To put it another way, the problem is that engineers are making non-technical decisions. Those engineers who have been using the Internet the longest are most likely the ones who pine for the good old days before spam and all the other social ills that increasing numbers bring. They are likely to resist change simply because they liked the Internet the way it was, and don’t want to change it. The major blockage to new TLDs is that the traditionalists just don’t *want* new TLDs.
I, for one thirty-something engineer, have great respect for my elders in the engineering field, and I find the “do you want me with fries” quip quite distasteful. On the other hand, I’d like to emphasise that there are many senior engineers whose technical talents I respect, but whose leanings on social/governance matters I disagree with strongly.
Just for clarity, I never meant to be disrespectful or distasteful - just somewhat funny. I am sorry if you didn’t like the catchy line.
Vittorio, unfortunately, the humor doesn’t shine through, it reads as just plain mean.

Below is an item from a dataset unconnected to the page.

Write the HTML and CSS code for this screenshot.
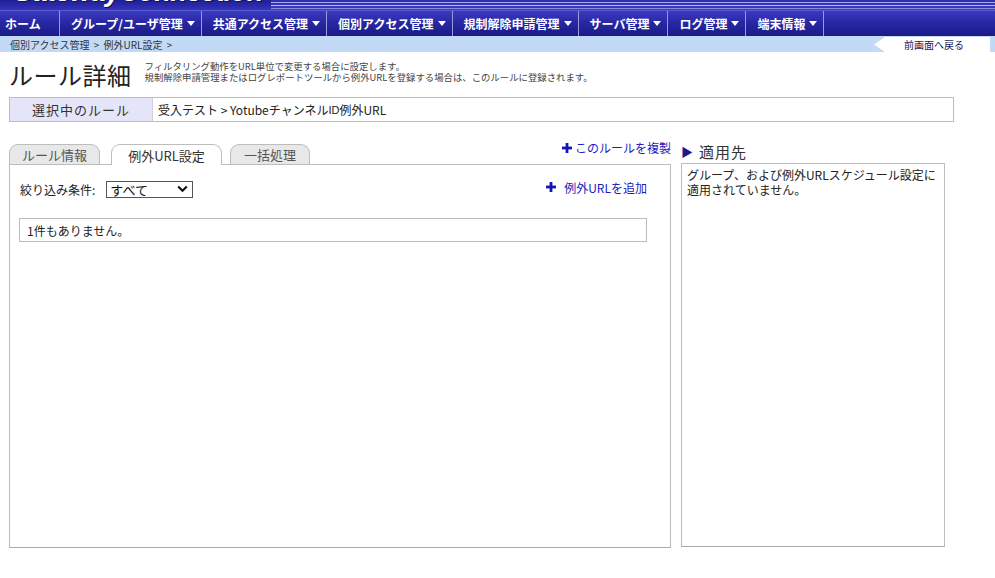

James, read my comments about welcoming more competition (above). It still doesn’t take away my surprise a 30-something engineer (you) condoning not getting details right before implementing them.
Point taken. (It’s a pity that the only option I have to participate is by using my fourth language in order of learning, though nowadays I’m using it almost as much as my primary mother tongue… but that’s part of the game.)
Pls do not put words into my mouth: There is a difference between getting it ‘right’ and getting it ‘perfect’.
Nothing wrong with the first, but latter is a pipe dream.